Lipton is featuring other works from his personal collection, as well, including “Puppet Man” and other color lithograph works pencil signed by Alexander Calder, a new piece by Jim Dine he purchased from a London Gallery a few weeks earlier and works by Milton Avery.

SUN VALLEY CENTER FOR THE ARTS, 5th and Washington streets, is presenting “Night Watch,” an exhibition of contemporary images of the night sky. Among them: Vanessa Marsh’s images crafted through a process of drawing, painting and darkroom techniques.

FRIESEN GALLERY, 320 1st Ave. N., is displaying the works of husband-wife-team Dennis Evans and Nancy Mee, whose works evoke that of Giovanni Cassini, a 17th century Italian astronomer and mystic. The two will be present during Gallery Walk.

FREDERIC BOLOIX FINE ARTS, 351 Leadville Ave., will feature the work of Edouard Vuillard, Diego Rivera, Francoise Gilot and others, along with the musical stylings of jazz pianist Alan Pennay from 6 to 8 p.m.

BROSCHOFSKY GALLERIES, 360 East Ave., is showcasing “Western Pop” featuring Andy Warhol’s “Sitting Bull,” among other works, and Billy Schenck’s work exemplifying the myth of the hero.

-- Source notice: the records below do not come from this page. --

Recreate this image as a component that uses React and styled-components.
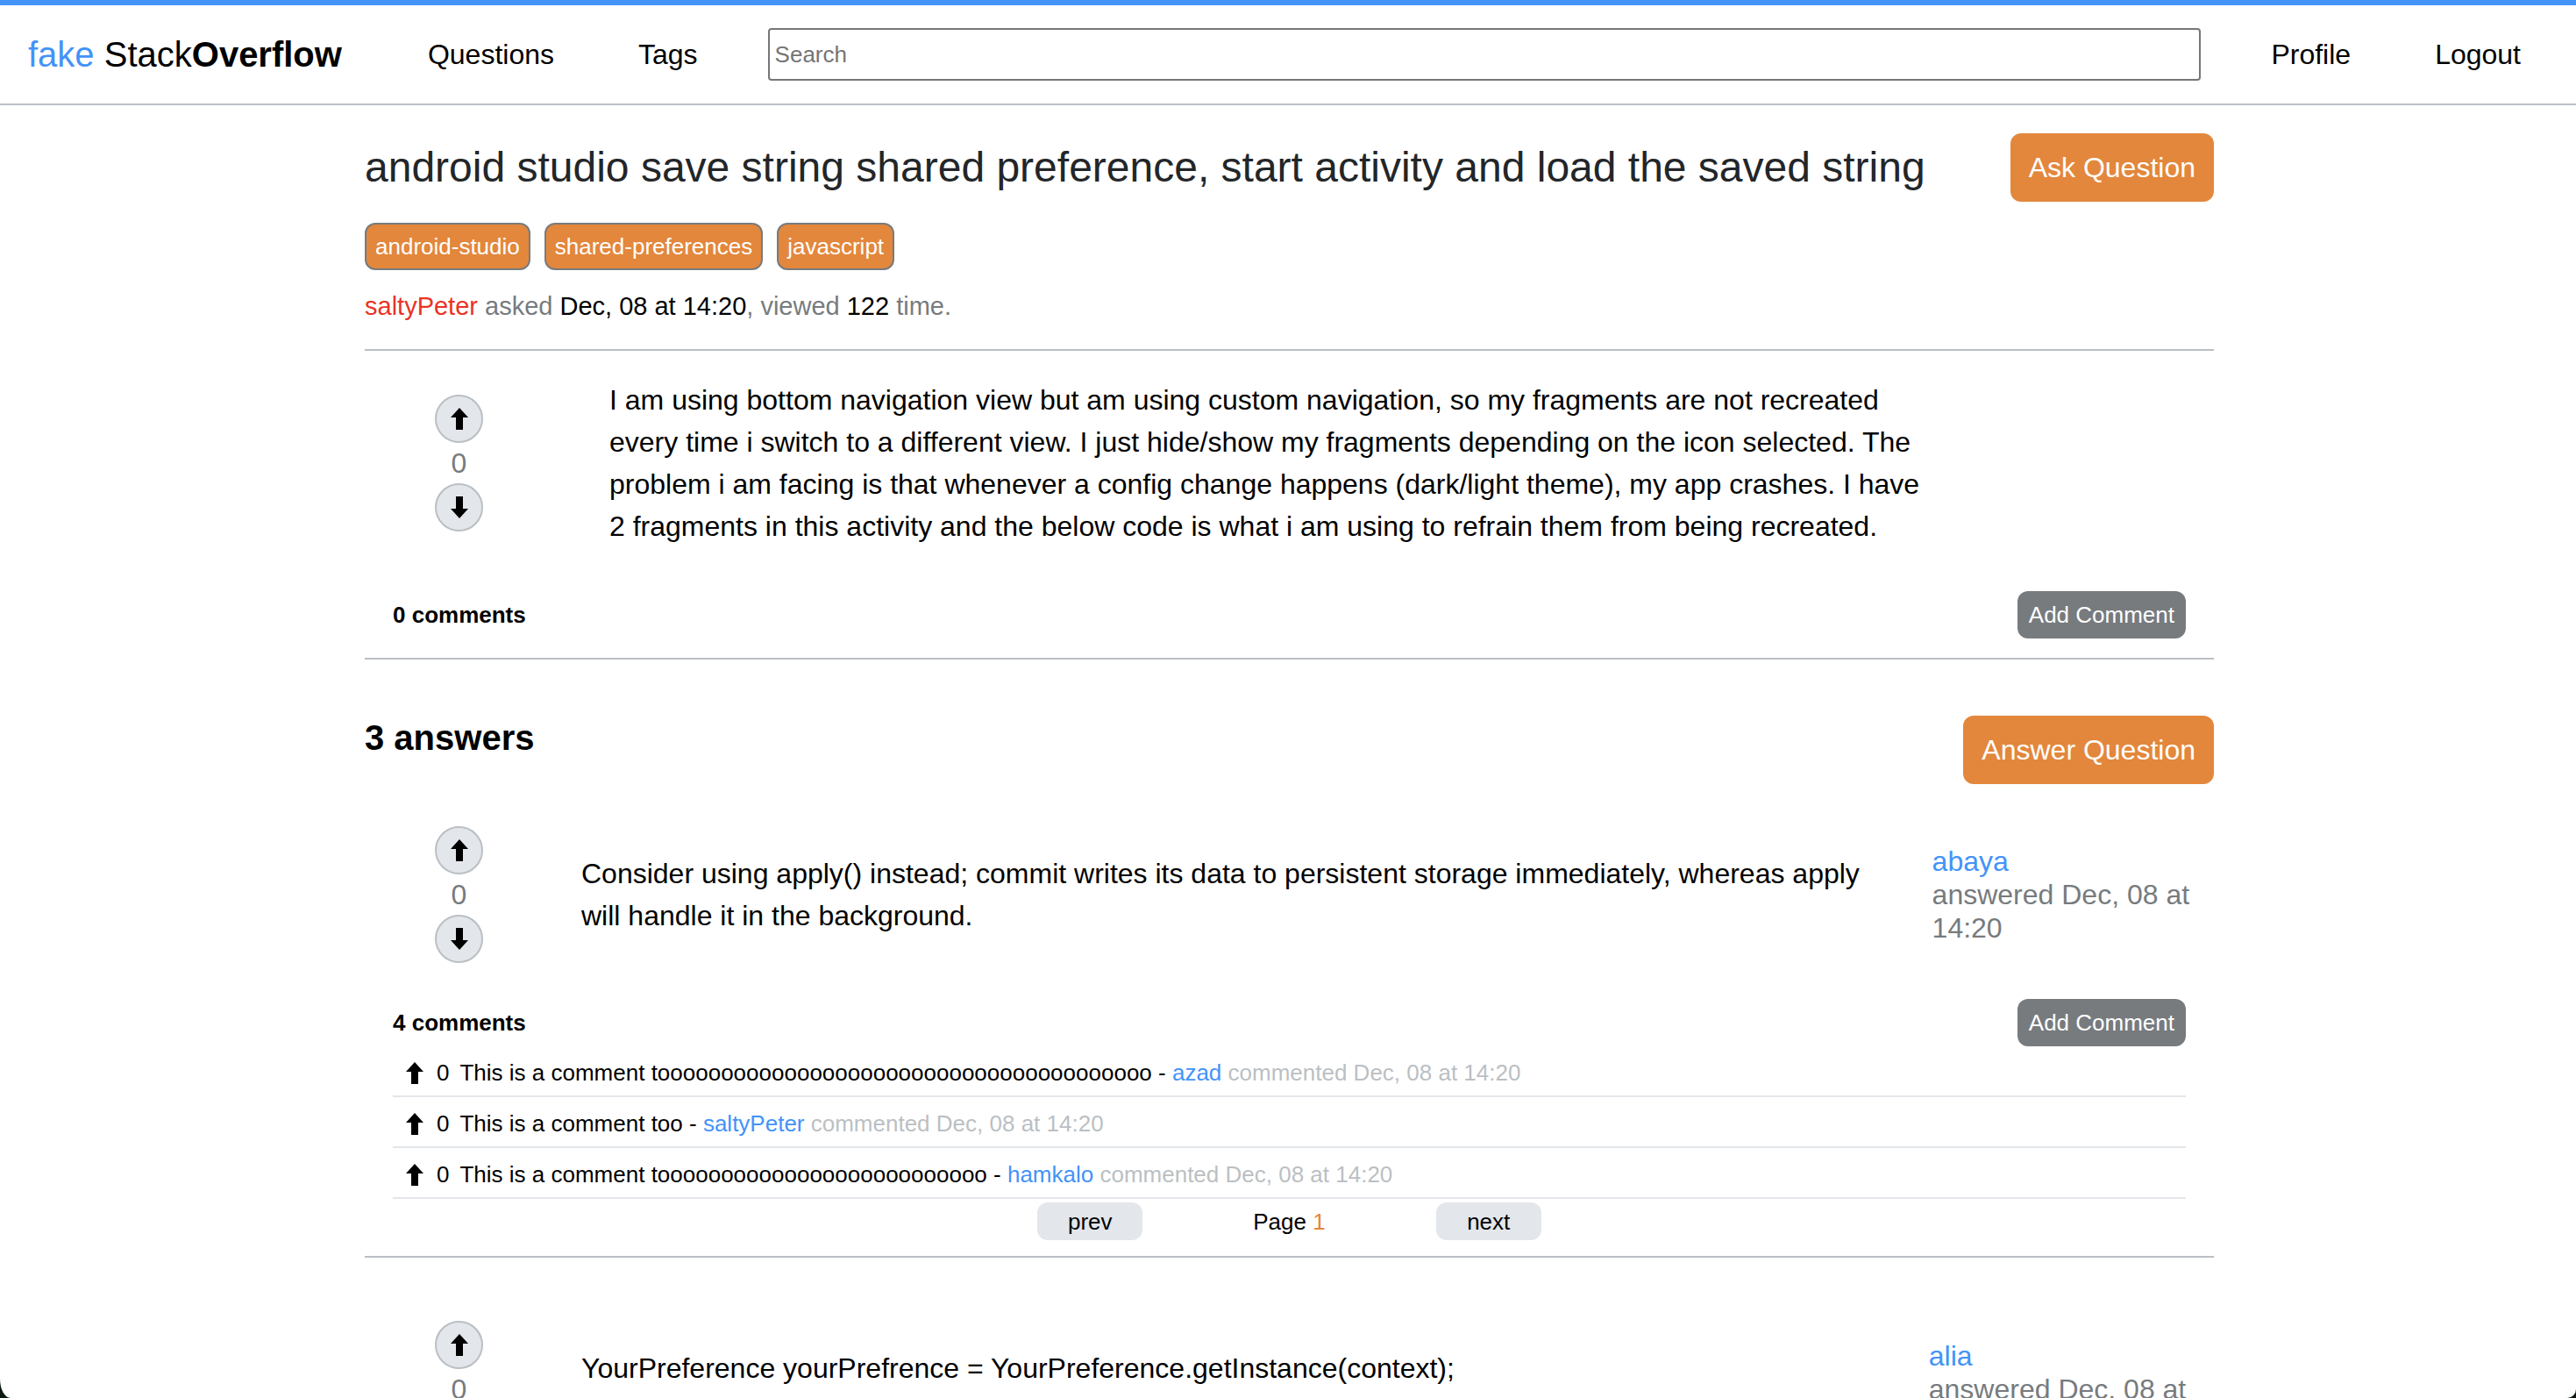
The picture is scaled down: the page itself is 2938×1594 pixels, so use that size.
import React from "react";
import styled, { createGlobalStyle } from "styled-components";

const color = {
  blue: "#4393f8",
  orange: "#e3873c",
  red: "#ea3325",
  gray: "#777b7e",
  line: "#babfc4",
  soft: "#e3e6eb",
  muted: "#bbbfc3",
  title: "#232629",
};

const GlobalStyle = createGlobalStyle`
  * { box-sizing: border-box; }
  body {
    margin: 0;
    background: #0b1a0d;
    color: #000;
    font-family: "Liberation Sans", Arial, Helvetica, sans-serif;
    font-size: 32px;
    line-height: 38px;
  }
  a { color: inherit; text-decoration: none; }
  button { border: 0; font: inherit; cursor: pointer; }
  h1, h2, h3, p, ul { margin: 0; padding: 0; }
  ul { list-style: none; }
`;

const Page = styled.div`
  height: 100vh;
  overflow: hidden;
  background: #fff;
  border-bottom-left-radius: 12px 22px;
  border-bottom-right-radius: 10px;
`;

const Header = styled.header`
  display: flex;
  align-items: center;
  height: 120px;
  padding: 0 63px 0 32px;
  border-top: 6px solid ${color.blue};
  border-bottom: 2px solid ${color.line};
`;

const Logo = styled.a`
  margin-right: 98px;
  font-size: 40px;
  line-height: 46px;
  white-space: nowrap;
`;

const LogoAccent = styled.span`
  color: ${color.blue};
`;

const Nav = styled.nav`
  display: flex;
  gap: 96px;
`;

const SearchInput = styled.input`
  flex: 1;
  min-width: 0;
  height: 60px;
  margin: 0 80px;
  padding: 0 6px;
  border: 2px solid #767676;
  border-radius: 4px;
  background: #fff;
  font-family: inherit;
  font-size: 26px;
  &::placeholder { color: #757575; opacity: 1; }
`;

const Main = styled.main`
  padding: 32px 413px 0 416px;
`;

const SplitRow = styled.div`
  display: flex;
  justify-content: space-between;
  align-items: ${(p) => p.$align || "center"};
`;

const Title = styled.h1`
  color: ${color.title};
  font-size: 48px;
  font-weight: 400;
  line-height: 56px;
`;

const PrimaryButton = styled.button`
  flex: none;
  padding: 20px 21px;
  border-radius: 12px;
  background: ${color.orange};
  color: #fff;
`;

const Tags = styled.div`
  display: flex;
  gap: 16px;
  margin-top: 24px;
`;

const Tag = styled.button`
  padding: 10px;
  border: 2px solid ${color.gray};
  border-radius: 12px;
  background: ${color.orange};
  color: #fff;
  font-size: 26px;
  line-height: 30px;
`;

const Meta = styled.p`
  margin-top: 24px;
  padding-bottom: 32px;
  border-bottom: 2px solid ${color.line};
  color: ${color.gray};
  font-size: 29px;
  line-height: 34px;
`;

const Strong = styled.span`
  color: ${(p) => p.$color || "#000"};
`;

const Post = styled.article`
  border-bottom: 2px solid ${color.line};
`;

const QuestionBody = styled.div`
  display: flex;
  align-items: center;
  padding: 32px 320px 33px 0;
`;

const AnswerBody = styled.div`
  display: flex;
  align-items: center;
  padding: 24px 0;
`;

const Votes = styled.div`
  display: flex;
  flex: none;
  flex-direction: column;
  align-items: center;
  gap: 4px;
  width: 215px;
  color: ${color.gray};
`;

const RoundButton = styled.button`
  display: flex;
  align-items: center;
  justify-content: center;
  width: 55px;
  height: 55px;
  padding: 0;
  border: 2px solid ${color.line};
  border-radius: 50%;
  background: ${color.soft};
  color: #000;
`;

const PlainButton = styled.button`
  display: flex;
  padding: 0;
  margin-right: 15px;
  background: none;
  color: #000;
`;

const PostText = styled.p`
  flex: 1 1 auto;
  padding-left: ${(p) => p.$inset}px;
  line-height: 48px;
`;

const Author = styled.div`
  flex: 0 0.22 338px;
  margin-left: 54px;
  color: ${color.gray};
`;

const UserLink = styled.a`
  display: ${(p) => (p.$block ? "block" : "inline")};
  color: ${color.blue};
`;

const Comments = styled.section`
  padding: 17px 32px 18px;
  font-size: 26px;
  line-height: 30px;
`;

const CommentsTitle = styled.h3`
  font-size: 26px;
  font-weight: 700;
`;

const CommentButton = styled.button`
  padding: 12px 13px;
  border-radius: 12px;
  background: ${color.gray};
  color: #fff;
`;

const CommentList = styled.ul`
  margin-bottom: 4px;
`;

const CommentRow = styled.li`
  display: flex;
  align-items: center;
  height: 58px;
  padding: 4px 0 0 15px;
  border-bottom: 2px solid ${color.soft};
`;

const CommentScore = styled.span`
  margin-right: 12px;
`;

const Faded = styled.span`
  color: ${color.muted};
`;

const Pager = styled.div`
  display: flex;
  align-items: center;
  justify-content: center;
  gap: 126px;
`;

const PagerButton = styled.button`
  width: 120px;
  height: 43px;
  padding: 0;
  border-radius: 12px;
  background: ${color.soft};
  color: #000;
`;

const AnswersHead = styled(SplitRow)`
  margin: 64px 0 24px;
`;

const AnswersTitle = styled.h2`
  font-size: 40px;
  line-height: 50px;
`;

const Answers = styled.div`
  display: flex;
  flex-direction: column;
  gap: 48px;
`;

function Arrow({ down }) {
  const points = down
    ? "10,25 20,14 14,14 14,0 6,0 6,14 0,14"
    : "10,0 20,11 14,11 14,25 6,25 6,11 0,11";
  return (
    <svg width="20" height="25" viewBox="0 0 20 25" aria-hidden="true">
      <polygon points={points} fill="currentColor" />
    </svg>
  );
}

function VoteBox({ count }) {
  return (
    <Votes>
      <RoundButton aria-label="Upvote"><Arrow /></RoundButton>
      <span>{count}</span>
      <RoundButton aria-label="Downvote"><Arrow down /></RoundButton>
    </Votes>
  );
}

function CommentSection({ total, comments }) {
  return (
    <Comments>
      <SplitRow>
        <CommentsTitle>{total} comments</CommentsTitle>
        <CommentButton>Add Comment</CommentButton>
      </SplitRow>
      <CommentList>
        {comments.map((c) => (
          <CommentRow key={c.user}>
            <PlainButton aria-label="Upvote comment"><Arrow /></PlainButton>
            <CommentScore>0</CommentScore>
            <span>
              {c.text} - <UserLink href="#">{c.user}</UserLink>{" "}
              <Faded>commented Dec, 08 at 14:20</Faded>
            </span>
          </CommentRow>
        ))}
      </CommentList>
      {comments.length > 0 && (
        <Pager>
          <PagerButton>prev</PagerButton>
          <span>Page <Strong $color={color.orange}>1</Strong></span>
          <PagerButton>next</PagerButton>
        </Pager>
      )}
    </Comments>
  );
}

const tags = ["android-studio", "shared-preferences", "javascript"];

const answers = [
  {
    user: "abaya",
    text: "Consider using apply() instead; commit writes its data to persistent storage immediately, whereas apply will handle it in the background.",
    total: 4,
    comments: [
      { user: "azad", text: "This is a comment t" + "o".repeat(39) },
      { user: "saltyPeter", text: "This is a comment too" },
      { user: "hamkalo", text: "This is a comment t" + "o".repeat(26) },
    ],
  },
  {
    user: "alia",
    text: "YourPreference yourPrefrence = YourPreference.getInstance(context); yourPreference.saveData(YOUR_KEY,YOUR_VALUE);",
    total: 0,
    comments: [],
  },
];

export default function App() {
  return (
    <Page>
      <GlobalStyle />
      <Header>
        <Logo href="#"><LogoAccent>fake</LogoAccent> Stack<b>Overflow</b></Logo>
        <Nav>
          <a href="#">Questions</a>
          <a href="#">Tags</a>
        </Nav>
        <SearchInput type="text" placeholder="Search" aria-label="Search" />
        <Nav>
          <a href="#">Profile</a>
          <a href="#">Logout</a>
        </Nav>
      </Header>
      <Main>
        <SplitRow>
          <Title>android studio save string shared preference, start activity and load the saved string</Title>
          <PrimaryButton>Ask Question</PrimaryButton>
        </SplitRow>
        <Tags>
          {tags.map((t) => <Tag key={t}>{t}</Tag>)}
        </Tags>
        <Meta>
          <Strong $color={color.red}>saltyPeter</Strong> asked <Strong>Dec, 08 at 14:20</Strong>, viewed <Strong>122</Strong> time.
        </Meta>
        <Post>
          <QuestionBody>
            <VoteBox count={0} />
            <PostText $inset={64}>
              I am using bottom navigation view but am using custom navigation, so my fragments are not recreated every time i switch to a different view. I just hide/show my fragments depending on the icon selected. The problem i am facing is that whenever a config change happens (dark/light theme), my app crashes. I have 2 fragments in this activity and the below code is what i am using to refrain them from being recreated.
            </PostText>
          </QuestionBody>
          <CommentSection total={0} comments={[]} />
        </Post>
        <AnswersHead $align="flex-start">
          <AnswersTitle>3 answers</AnswersTitle>
          <PrimaryButton>Answer Question</PrimaryButton>
        </AnswersHead>
        <Answers>
          {answers.map((a) => (
            <Post key={a.user}>
              <AnswerBody>
                <VoteBox count={0} />
                <PostText $inset={32}>{a.text}</PostText>
                <Author>
                  <UserLink href="#" $block>{a.user}</UserLink>
                  answered Dec, 08 at 14:20
                </Author>
              </AnswerBody>
              <CommentSection total={a.total} comments={a.comments} />
            </Post>
          ))}
        </Answers>
      </Main>
    </Page>
  );
}
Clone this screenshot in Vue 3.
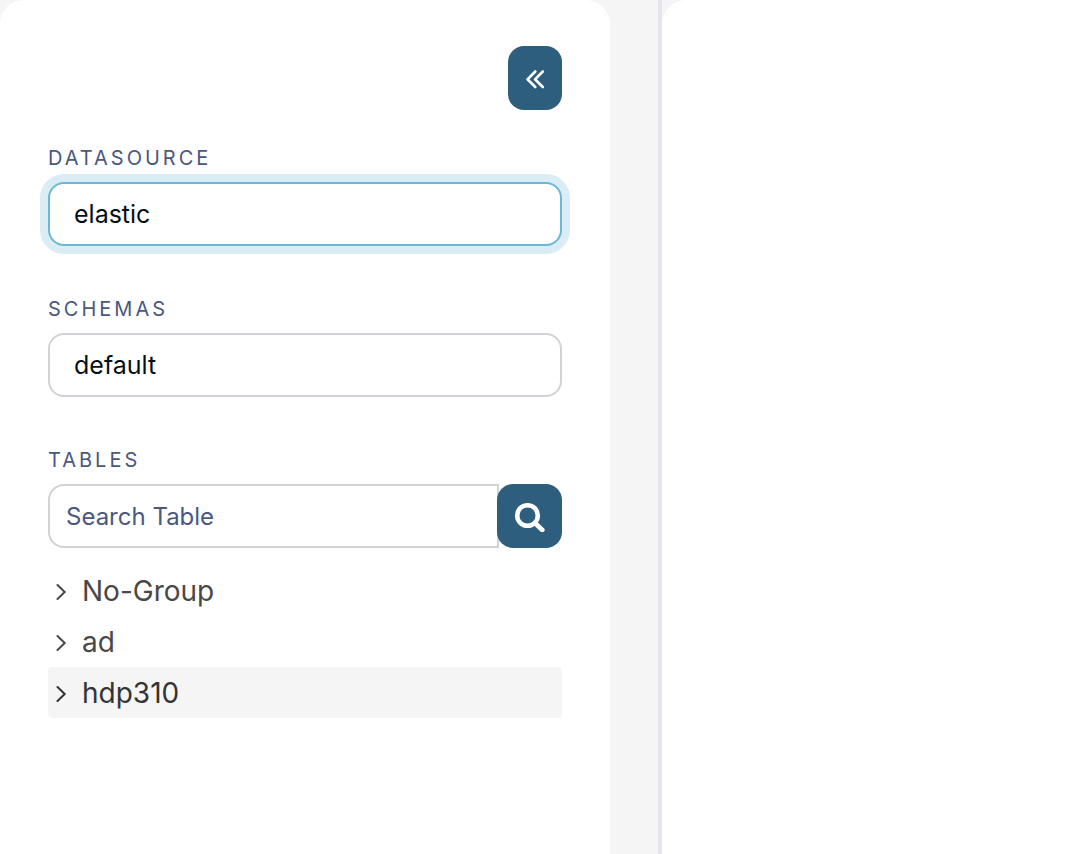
<script setup>
import { ref } from 'vue'

const datasource = ref('elastic')
const schema = ref('default')
const search = ref('')
const groups = [
  { name: 'No-Group', active: false },
  { name: 'ad', active: false },
  { name: 'hdp310', active: true },
]
</script>

<template>
  <div class="layout">
    <div class="pane">
      <aside class="sidebar">
        <button class="btn collapse" type="button" aria-label="Collapse sidebar">
          <svg width="20" height="20" viewBox="0 0 20 20" fill="none" stroke="currentColor" stroke-width="2.6" stroke-linecap="round" stroke-linejoin="round">
            <path d="M10.300 2.500L2.500 10.300L10.300 18M17.800 2.500L10 10.300L17.800 18" />
          </svg>
        </button>

        <div class="field">
          <label for="datasource">DATASOURCE</label>
          <select id="datasource" v-model="datasource" class="control focused">
            <option>elastic</option>
          </select>
        </div>

        <div class="field">
          <label for="schema">SCHEMAS</label>
          <select id="schema" v-model="schema" class="control">
            <option>default</option>
          </select>
        </div>

        <div class="field">
          <label for="search">TABLES</label>
          <div class="search">
            <input id="search" v-model="search" class="control" type="text" placeholder="Search Table" />
            <button class="btn find" type="button" aria-label="Search">
              <svg width="32" height="32" viewBox="0 0 32 32" fill="none" stroke="currentColor" stroke-linecap="round">
                <circle cx="13.500" cy="15.500" r="10.300" stroke-width="4.600" />
                <path d="M22 24L28.300 30" stroke-width="4.600" />
              </svg>
            </button>
          </div>
        </div>

        <ul class="tree">
          <li v-for="group in groups" :key="group.name">
            <button class="node" :class="{ active: group.active }" type="button" aria-expanded="false">
              <svg width="12" height="18" viewBox="0 0 12 18" fill="none" stroke="currentColor" stroke-width="2" stroke-linecap="round" stroke-linejoin="miter">
                <path d="M1.500 3L8.700 10L1.500 17" />
              </svg>
              <span>{{ group.name }}</span>
            </button>
          </li>
        </ul>
      </aside>
    </div>
    <div class="divider"></div>
    <div class="workspace">
      <main class="content"></main>
    </div>
  </div>
</template>

<style>
body {
  margin: 0;
}
</style>

<style scoped>
.layout {
  display: flex;
  min-height: 100vh;
  background: #f5f5f5;
  font-family: Inter, "Liberation Sans", sans-serif;
}
.pane {
  box-sizing: border-box;
  width: 658px;
  max-width: 62%;
  padding-right: 48px;
  display: flex;
}
.sidebar {
  flex: 1;
  min-width: 0;
  box-sizing: border-box;
  padding: 46px 48px;
  background: #fff;
  border-radius: 24px 24px 0 0;
  display: flex;
  flex-direction: column;
}
.divider {
  flex: 0 0 4px;
  background: #e5e5eb;
}
.workspace {
  flex: 1;
  display: flex;
  background: #f4f4f8;
}
.content {
  flex: 1;
  background: #fff;
  border-radius: 24px 0 0 0;
}
.btn {
  display: flex;
  align-items: center;
  justify-content: center;
  height: 64px;
  padding: 0;
  border: 0;
  border-radius: 16px;
  background: #2e5e7e;
  color: #fff;
}
.collapse {
  width: 54px;
  align-self: flex-end;
  margin-bottom: 36px;
  padding-top: 2px;
}
.field {
  display: flex;
  flex-direction: column;
  margin-bottom: 51px;
}
.field label {
  margin-bottom: 12px;
  font-size: 20px;
  line-height: 24px;
  letter-spacing: 3px;
  color: #4a5880;
}
.control {
  box-sizing: border-box;
  width: 100%;
  height: 64px;
  margin: 0;
  padding: 0 24px;
  border: 2px solid #cfd3d8;
  border-radius: 16px;
  background: #fff;
  color: #060f18;
  font-family: inherit;
  font-size: 25px;
  appearance: none;
  outline: none;
}
.focused {
  border-color: #6bb8d5;
  box-shadow: 0 0 0 8px #daecf4;
}
.search {
  display: flex;
}
.search .control {
  flex: 1;
  min-width: 0;
  padding: 0 16px;
  border-radius: 16px 0 0 16px;
  font-size: 24px;
}
.search .control::placeholder {
  color: #4a5880;
  opacity: 1;
}
.find {
  position: relative;
  flex: 0 0 65px;
  margin-left: -2px;
}
.tree {
  list-style: none;
  margin: -34px 0 0;
  padding: 0;
}
.node {
  display: flex;
  align-items: center;
  gap: 14px;
  width: 100%;
  height: 51px;
  padding: 0 8px;
  border: 0;
  border-radius: 4px;
  background: none;
  color: #484848;
  font-family: inherit;
  font-size: 28px;
  text-align: left;
}
.node.active {
  background: #f5f5f5;
  color: #343434;
}
</style>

WOOD RIVER FINE ARTS, 360 East Ave., is showing new landscapes by Colorado artist Jill Carver and Skip Whitcomb, a pastel and oil painter.

MOUNTAIN IMAGES GALLERY AND SADDLETREE GALLERY, 360 East Avenue, features the large-scale photographic landscapes by James Bourret, as well as photography highlighting local-scapes by Jerry Hadam and Diana Citret.

LEADVILLE ESPRESSO HOUSE, 411 N. Leadville Ave., is displaying printed monototypes, watercolors and miniature paintings featuring local landscapes and native wildlife by Tina Cole and Tisa McCombs.

MESH, now in new digs at 420 Fourth St. across from Atkinsons’ Market, features photography by Jeffrey Lubeck, Tessa Sheehan, Tory Taglio and Ed Cannady of the Sawtooth, White Cloud, Boulder and Smoky mountains.

SILVERCREEK ART, Sun Valley Road and Leadville Avenue, is exhibiting paintings by local artists Will Caldwell, along with pet works by Judy Pittman, mixed media by Christine Warjone and photographs by Sue Dumke , Marybeth Flower and Joe Bauwens.